Site Reliability Engineer (SRE)
Job Description
Site Reliability Engineer (Observability)
London- Hybrid/ 3 Days
Contract Inside IR35- 6 Months initially
We’re looking for a Site Reliability Engineer (SRE) to join our client to build and maintain observability systems and to ensure their core services remain reliable, scalable, and high-performing.
Responsibilities:
- Deploy and manage observability tools using a Prometheus like metrics store and Grafana Enterprise.
- Automate monitoring, alerting, and incident response.
- Build Grafana dashboards for system insights.
- Apply Infrastructure as Code (IaC) principles.
- Develop tooling in Golang () or Python.
- Advocate for SRE principles like SLOs, SLIs, and error budgets.
- Integrate monitoring with incident management workflows.
Requirements:
- SRE principles and reliability engineering expertise.
- Solid familiarity with Linux
- Strong experience in deploying and building containers using Podman or Docker
- Golang () or Python for automation and API integration.
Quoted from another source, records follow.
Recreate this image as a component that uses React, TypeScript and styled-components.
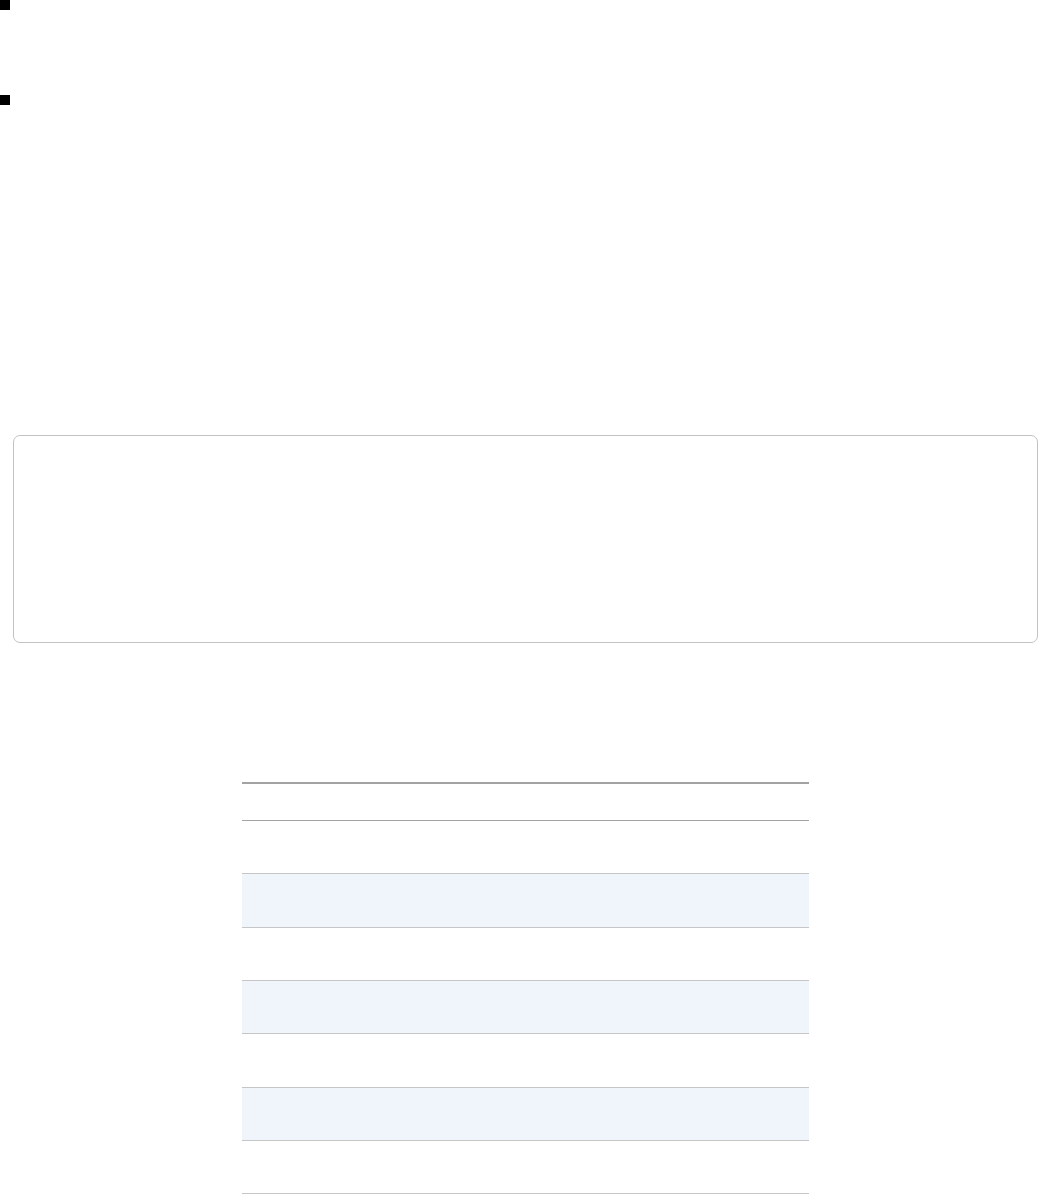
import React from 'react';
import styled, { createGlobalStyle } from 'styled-components';

const GlobalStyle = createGlobalStyle`
  html, body {
    margin: 0;
    padding: 0;
    background: #ffffff;
    font-family: "Liberation Sans", Arial, sans-serif;
  }
`;

const Page = styled.div`
  display: flex;
  flex-direction: column;
  width: 1039px;
`;

const Bullets = styled.div`
  display: flex;
  flex-direction: column;
  gap: 85px;
`;

const Bullet = styled.div`
  width: 10px;
  height: 10px;
  background: #000000;
`;

const Panel = styled.div`
  box-sizing: border-box;
  margin-top: 330px;
  margin-left: 13px;
  width: 1025px;
  height: 208px;
  border: 1.5px solid #c2c2c2;
  border-radius: 7px;
  background: #ffffff;
`;

const Table = styled.div`
  display: flex;
  flex-direction: column;
  margin-top: 139px;
  margin-left: 242px;
  width: 567px;
`;

const HeadRow = styled.div`
  box-sizing: border-box;
  height: 39px;
  border-top: 2px solid #a3a3a3;
  border-bottom: 1.5px solid #a3a3a3;
`;

const Row = styled.div<{ $striped: boolean }>`
  box-sizing: border-box;
  height: 53.33px;
  border-bottom: 1.5px solid #c6c6c6;
  background: ${(p) => (p.$striped ? '#f0f4fb' : '#ffffff')};
`;

const rows = [0, 1, 2, 3, 4, 5, 6];

export default function App() {
  return (
    <Page>
      <GlobalStyle />
      <Bullets>
        <Bullet />
        <Bullet />
      </Bullets>
      <Panel />
      <Table>
        <HeadRow />
        {rows.map((i) => (
          <Row key={i} $striped={i % 2 === 1} />
        ))}
      </Table>
    </Page>
  );
}
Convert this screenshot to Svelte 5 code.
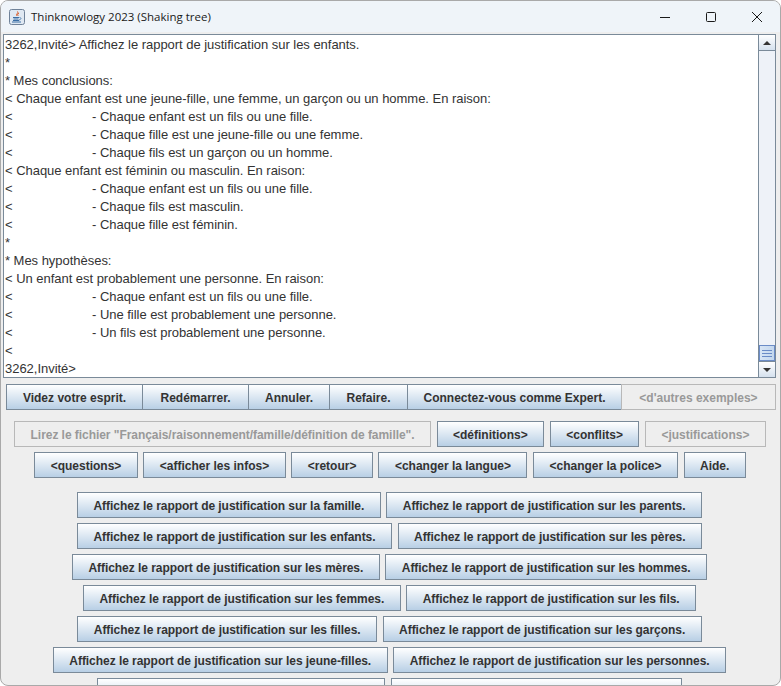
<script>
  const lines = [
    { t: '3262,Invité> Affichez le rapport de justification sur les enfants.' },
    { t: '*' },
    { t: '* Mes conclusions:' },
    { t: '< Chaque enfant est une jeune-fille, une femme, un garçon ou un homme. En raison:' },
    { t: '- Chaque enfant est un fils ou une fille.', sub: true },
    { t: '- Chaque fille est une jeune-fille ou une femme.', sub: true },
    { t: '- Chaque fils est un garçon ou un homme.', sub: true },
    { t: '< Chaque enfant est féminin ou masculin. En raison:' },
    { t: '- Chaque enfant est un fils ou une fille.', sub: true },
    { t: '- Chaque fils est masculin.', sub: true },
    { t: '- Chaque fille est féminin.', sub: true },
    { t: '*' },
    { t: '* Mes hypothèses:' },
    { t: '< Un enfant est probablement une personne. En raison:' },
    { t: '- Chaque enfant est un fils ou une fille.', sub: true },
    { t: '- Une fille est probablement une personne.', sub: true },
    { t: '- Un fils est probablement une personne.', sub: true },
    { t: '<' },
    { t: '3262,Invité>' }
  ];

  const toolbar = [
    { label: 'Videz votre esprit.' },
    { label: 'Redémarrer.' },
    { label: 'Annuler.' },
    { label: 'Refaire.' },
    { label: 'Connectez-vous comme Expert.' },
    { label: "<d'autres exemples>", off: true }
  ];

  const rowA = [
    { label: 'Lirez le fichier "Français/raisonnement/famille/définition de famille".', off: true, long: true },
    { label: '<définitions>' },
    { label: '<conflits>' },
    { label: '<justifications>', off: true }
  ];

  const rowB = ['<questions>', '<afficher les infos>', '<retour>', '<changer la langue>', '<changer la police>', 'Aide.'];

  const p = 'Affichez le rapport de justification sur ';
  const reports = [
    ['la famille.', 'les parents.'],
    ['les enfants.', 'les pères.'],
    ['les mères.', 'les hommes.'],
    ['les femmes.', 'les fils.'],
    ['les filles.', 'les garçons.'],
    ['les jeune-filles.', 'les personnes.']
  ];
</script>

<div class="window">
  <header class="titlebar">
    <svg class="java" width="16" height="16" viewBox="0 0 16 16">
      <rect x="0.5" y="0.5" width="15" height="15" rx="2" fill="#dfe8f2" stroke="#6f8299" />
      <path d="M8.5 2.5c1.5 1.5-2 2.5-.7 4.3M10 4c-1.5 1-1.7 1.6-.8 2.8" fill="none" stroke="#d9541e" stroke-width="1" />
      <path d="M4 8.5h6M4.5 10h5M4 11.5h6" stroke="#3a6ea5" stroke-width="1" />
      <path d="M3 13h9" stroke="#3a6ea5" stroke-width="1" />
      <path d="M10.5 8.5c2 0 2 2-.5 2.5" fill="none" stroke="#3a6ea5" stroke-width="0.8" />
    </svg>
    <span class="title">Thinknowlogy 2023 (Shaking tree)</span>
    <div class="controls">
      <svg width="12" height="12" viewBox="0 0 12 12"><path d="M1 6.5h10" stroke="#1a1a1a" /></svg>
      <svg width="12" height="12" viewBox="0 0 12 12"><rect x="1.5" y="1.5" width="9" height="9" rx="1" fill="none" stroke="#1a1a1a" /></svg>
      <svg width="12" height="12" viewBox="0 0 12 12"><path d="M1 1l10 10M11 1L1 11" stroke="#1a1a1a" /></svg>
    </div>
  </header>

  <div class="body">
    <div class="scrollpane">
      <div class="log">
        {#each lines as line}
          {#if line.sub}
            <div class="line"><span class="lt">&lt;</span>{line.t}</div>
          {:else}
            <div class="line">{line.t}</div>
          {/if}
        {/each}
      </div>
      <div class="scrollbar">
        <div class="arrow"><span class="tri up"></span></div>
        <div class="track">
          <div class="thumb"><span></span><span></span><span></span></div>
        </div>
        <div class="arrow"><span class="tri down"></span></div>
      </div>
    </div>

    <div class="toolbar">
      {#each toolbar as b}
        <button class="btn" class:off={b.off}>{b.label}</button>
      {/each}
    </div>

    <div class="row first">
      {#each rowA as b}
        <button class="btn" class:off={b.off} class:tight={b.long}>{b.label}</button>
      {/each}
    </div>
    <div class="row">
      {#each rowB as label}
        <button class="btn">{label}</button>
      {/each}
    </div>

    <div class="reports">
      {#each reports as pair}
        <div class="row">
          <button class="btn tight">{p + pair[0]}</button>
          <button class="btn tight">{p + pair[1]}</button>
        </div>
      {/each}
      <div class="row">
        <button class="btn cut-a" aria-label="Coupé"></button>
        <button class="btn cut-b" aria-label="Coupé"></button>
      </div>
    </div>
  </div>
</div>

<style>
  :global(body) {
    background: #fff;
  }

  .window {
    width: 781px;
    height: 686px;
    box-sizing: border-box;
    border: 1px solid #a9a9a9;
    border-radius: 8px;
    background: #eeeeee;
    overflow: hidden;
    display: flex;
    flex-direction: column;
    font-family: "Liberation Sans", Arial, sans-serif;
  }

  .titlebar {
    flex: 0 0 31px;
    display: flex;
    align-items: center;
    background: #eff4f9;
    padding-left: 8px;
  }

  .java {
    margin-right: 6px;
  }

  .title {
    font-family: "Open Sans", sans-serif;
    font-size: 11.5px;
    color: #1a1a1a;
  }

  .controls {
    margin-left: auto;
    display: flex;
    gap: 34px;
    padding-right: 17px;
    align-items: center;
  }

  .controls svg {
    display: block;
  }

  .body {
    flex: 1;
    min-height: 0;
    padding: 2px 4px 0 2px;
  }

  .scrollpane {
    height: 344px;
    box-sizing: border-box;
    border: 1px solid #7a8a99;
    background: #fff;
    display: flex;
  }

  .log {
    flex: 1;
    padding: 1px 0 0 1px;
    font-size: 13px;
    letter-spacing: -0.03px;
    line-height: 18px;
    color: #333333;
    white-space: nowrap;
    overflow: hidden;
  }

  .line {
    height: 18px;
    display: flex;
  }

  .lt {
    width: 87px;
    flex: none;
  }

  .scrollbar {
    width: 16px;
    flex: none;
    display: flex;
    flex-direction: column;
    background: #eef2f8;
    border-left: 1px solid #7a8a99;
  }

  .arrow {
    height: 15px;
    flex: none;
    display: flex;
    align-items: center;
    justify-content: center;
    background: linear-gradient(#ffffff, #d5e1ee);
    border-bottom: 1px solid #7a8a99;
  }

  .arrow:last-child {
    border-bottom: none;
    border-top: 1px solid #7a8a99;
  }

  .tri {
    width: 0;
    height: 0;
    border-left: 4px solid transparent;
    border-right: 4px solid transparent;
  }

  .up {
    border-bottom: 4px solid #333;
  }

  .down {
    border-top: 4px solid #333;
  }

  .track {
    flex: 1;
    display: flex;
    flex-direction: column;
    justify-content: flex-end;
  }

  .thumb {
    height: 16px;
    box-sizing: border-box;
    border: 1px solid #6b8cc7;
    background: linear-gradient(90deg, #d7e5f5, #c3d7ee);
    display: flex;
    flex-direction: column;
    align-items: center;
    justify-content: center;
    gap: 2px;
  }

  .thumb span {
    width: 10px;
    height: 1px;
    background: #6b8cc7;
  }

  .toolbar {
    display: grid;
    grid-template-columns: 137px 106px 81px 78px 214px 154px;
    margin: 6px 0 0 3px;
  }

  .toolbar .btn {
    margin-left: -1px;
    padding-left: 0;
    padding-right: 0;
  }

  .toolbar .btn:first-child {
    margin-left: 0;
  }

  .row {
    display: flex;
    justify-content: center;
    gap: 5.5px;
    margin-top: 5px;
    padding-left: 1px;
  }

  .row.first {
    margin-top: 11px;
  }

  .reports {
    margin-top: 14px;
  }

  .reports .row {
    padding-left: 0;
  }

  .btn {
    flex: none;
    height: 26px;
    padding: 1px 15.5px 0;
    box-sizing: border-box;
    border: 1px solid #7a8a99;
    border-radius: 0;
    background: linear-gradient(#ffffff, #b8cfe5);
    font-family: inherit;
    font-size: 12px;
    font-weight: bold;
    color: #333333;
    white-space: nowrap;
  }

  .btn.tight {
    letter-spacing: -0.05px;
  }

  .btn.off {
    background: #eeeeee;
    border-color: #b8b8b8;
    color: #999999;
  }

  .cut-a {
    width: 288px;
  }

  .cut-b {
    width: 291px;
  }
</style>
- Experience with Grafana, VictoriaMetrics, and PromQL
- Experience with centralized logs solutions deployment and management
- Strong Infrastructure as Code (IaC) knowledge.
Nice to Have:
- OpenTelemetry experience.
- Terraform, Ansible, or CI/CD knowledge.
- Background in datacentre and compute hardware services.
- AWS infrastructure configuration and deployment
- Familiarity with Kubernetes and cloud- systems.
- Incident response automation expertise.